- GIVEN PROBLEM: Transcribe all of the data exactly. Omit the pictures.
* * * *
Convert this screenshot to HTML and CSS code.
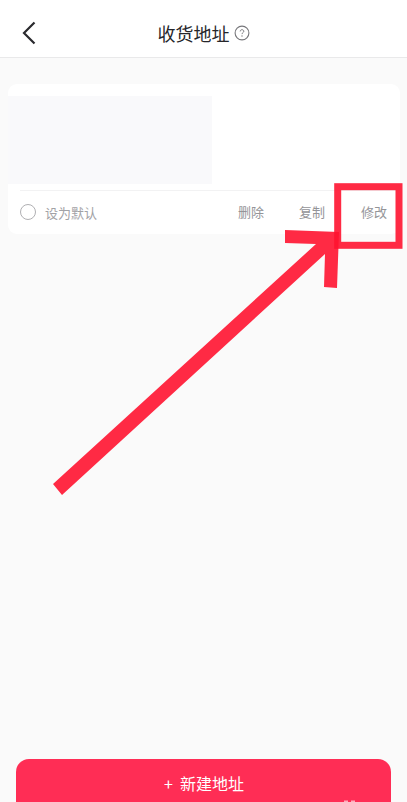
FILE: index.html
```html
<!DOCTYPE html>
<html lang="zh-CN">
<head>
<meta charset="utf-8">
<title>收货地址</title>
<link rel="stylesheet" href="styles.css">
</head>
<body>
<div class="page">
  <header class="header">
    <svg class="back" viewBox="0 0 14 24" width="14" height="24"><path d="M12.5 1.5 2 12l10.5 10.5" fill="none" stroke="#2a2a2e" stroke-width="2.2"/></svg>
    <h1 class="title">收货地址</h1>
    <svg class="help" viewBox="0 0 16 16" width="16" height="16"><circle cx="8" cy="8" r="6.9" fill="none" stroke="#77777b" stroke-width="1.1"/><path d="M6.2 6.4c0-1 .8-1.7 1.8-1.7s1.8.7 1.8 1.6c0 1.3-1.8 1.4-1.8 2.8" fill="none" stroke="#77777b" stroke-width="1"/><circle cx="8" cy="11" r=".65" fill="#77777b"/></svg>
  </header>
  <main class="content">
    <section class="card">
      <div class="placeholder"></div>
      <div class="actions">
        <span class="radio"></span>
        <span class="default-label">设为默认</span>
        <span class="action action-delete">删除</span>
        <span class="action action-copy">复制</span>
        <span class="action action-edit">修改</span>
      </div>
    </section>
  </main>
  <footer class="footer">
    <button class="new-btn"><span class="plus">+</span>新建地址</button>
  </footer>
  <svg class="annotation" viewBox="0 0 407 802" width="407" height="802">
    <polygon class="arrow" points="53,484 62,495 325,254 324,287 337,288 339,232 285,230 285,243 316,244"/>
    <rect class="mark" x="337.7" y="186.7" width="61.3" height="58.6"/>
    <rect class="speck" x="344" y="800.5" width="4" height="1.5"/>
    <rect class="speck" x="351" y="800.5" width="4" height="1.5"/>
  </svg>
</div>
</body>
</html>
```
FILE: styles.css
```css
* { box-sizing: border-box; }
html, body { margin: 0; padding: 0; }
body { font-family: "Noto Sans CJK SC", "Noto Sans", sans-serif; background: #fafafa; }
.page { position: relative; width: 407px; height: 802px; overflow: hidden; display: flex; flex-direction: column; background: #fafafa; }
.header { height: 58px; flex: none; background: #fff; border-bottom: 1px solid #e9e9ea; display: flex; align-items: center; justify-content: center; position: relative; padding-top: 9px; }
.back { position: absolute; left: 22px; top: 21px; }
.title { margin: 0; font-size: 18px; font-weight: 400; line-height: 24px; color: #26262a; }
.help { margin-left: 4px; }
.content { flex: 1; padding: 26px 7px 0 8px; }
.card { background: #fff; border-radius: 9px; height: 150px; padding-top: 12px; display: flex; flex-direction: column; }
.placeholder { width: 204px; height: 88px; background: #f9f9fb; }
.actions { margin: 6px 0 0 12px; border-top: 1px solid #f2f2f3; padding-bottom: 1px; flex: 1; display: flex; align-items: center; font-size: 13px; color: #949498; }
.radio { width: 16px; height: 16px; border: 1.3px solid #b0b0b3; border-radius: 50%; }
.default-label { margin-left: 9px; font-size: 13px; color: #a2a2a6; }
.action { line-height: 18px; }
.action-delete { margin-left: auto; }
.action-copy { margin-left: 35px; }
.action-edit { margin-left: 36px; margin-right: 13px; }
.footer { flex: none; height: 43px; padding: 0 16px; }
.new-btn { display: block; width: 375px; height: 60px; border: 0; border-radius: 13px; background: #ff2d55; color: #fff; font: inherit; font-size: 16px; line-height: 22px; padding: 0 0 12px 1px; text-align: center; }
.plus { margin-right: 7px; }
.annotation { position: absolute; left: 0; top: 0; pointer-events: none; }
.arrow { fill: #ff1330; opacity: .9; }
.mark { fill: none; stroke: #ff1330; stroke-width: 7; opacity: .9; }
.speck { fill: #fff; opacity: .6; }
```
* * * *
- SOLUTION FOR THIS TASK:
Convert this screenshot to HTML and CSS code.
FILE: index.html
```html
<!DOCTYPE html>
<html lang="zh-CN">
<head>
<meta charset="utf-8">
<title>收货地址</title>
<link rel="stylesheet" href="styles.css">
</head>
<body>
<div class="page">
  <header class="header">
    <svg class="back" viewBox="0 0 14 24" width="14" height="24"><path d="M12.5 1.5 2 12l10.5 10.5" fill="none" stroke="#2a2a2e" stroke-width="2.2"/></svg>
    <h1 class="title">收货地址</h1>
    <svg class="help" viewBox="0 0 16 16" width="16" height="16"><circle cx="8" cy="8" r="6.9" fill="none" stroke="#77777b" stroke-width="1.1"/><path d="M6.2 6.4c0-1 .8-1.7 1.8-1.7s1.8.7 1.8 1.6c0 1.3-1.8 1.4-1.8 2.8" fill="none" stroke="#77777b" stroke-width="1"/><circle cx="8" cy="11" r=".65" fill="#77777b"/></svg>
  </header>
  <main class="content">
    <section class="card">
      <div class="placeholder"></div>
      <div class="actions">
        <span class="radio"></span>
        <span class="default-label">设为默认</span>
        <span class="action action-delete">删除</span>
        <span class="action action-copy">复制</span>
        <span class="action action-edit">修改</span>
      </div>
    </section>
  </main>
  <footer class="footer">
    <button class="new-btn"><span class="plus">+</span>新建地址</button>
  </footer>
  <svg class="annotation" viewBox="0 0 407 802" width="407" height="802">
    <polygon class="arrow" points="53,484 62,495 325,254 324,287 337,288 339,232 285,230 285,243 316,244"/>
    <rect class="mark" x="337.7" y="186.7" width="61.3" height="58.6"/>
    <rect class="speck" x="344" y="800.5" width="4" height="1.5"/>
    <rect class="speck" x="351" y="800.5" width="4" height="1.5"/>
  </svg>
</div>
</body>
</html>
```
FILE: styles.css
```css
* { box-sizing: border-box; }
html, body { margin: 0; padding: 0; }
body { font-family: "Noto Sans CJK SC", "Noto Sans", sans-serif; background: #fafafa; }
.page { position: relative; width: 407px; height: 802px; overflow: hidden; display: flex; flex-direction: column; background: #fafafa; }
.header { height: 58px; flex: none; background: #fff; border-bottom: 1px solid #e9e9ea; display: flex; align-items: center; justify-content: center; position: relative; padding-top: 9px; }
.back { position: absolute; left: 22px; top: 21px; }
.title { margin: 0; font-size: 18px; font-weight: 400; line-height: 24px; color: #26262a; }
.help { margin-left: 4px; }
.content { flex: 1; padding: 26px 7px 0 8px; }
.card { background: #fff; border-radius: 9px; height: 150px; padding-top: 12px; display: flex; flex-direction: column; }
.placeholder { width: 204px; height: 88px; background: #f9f9fb; }
.actions { margin: 6px 0 0 12px; border-top: 1px solid #f2f2f3; padding-bottom: 1px; flex: 1; display: flex; align-items: center; font-size: 13px; color: #949498; }
.radio { width: 16px; height: 16px; border: 1.3px solid #b0b0b3; border-radius: 50%; }
.default-label { margin-left: 9px; font-size: 13px; color: #a2a2a6; }
.action { line-height: 18px; }
.action-delete { margin-left: auto; }
.action-copy { margin-left: 35px; }
.action-edit { margin-left: 36px; margin-right: 13px; }
.footer { flex: none; height: 43px; padding: 0 16px; }
.new-btn { display: block; width: 375px; height: 60px; border: 0; border-radius: 13px; background: #ff2d55; color: #fff; font: inherit; font-size: 16px; line-height: 22px; padding: 0 0 12px 1px; text-align: center; }
.plus { margin-right: 7px; }
.annotation { position: absolute; left: 0; top: 0; pointer-events: none; }
.arrow { fill: #ff1330; opacity: .9; }
.mark { fill: none; stroke: #ff1330; stroke-width: 7; opacity: .9; }
.speck { fill: #fff; opacity: .6; }
```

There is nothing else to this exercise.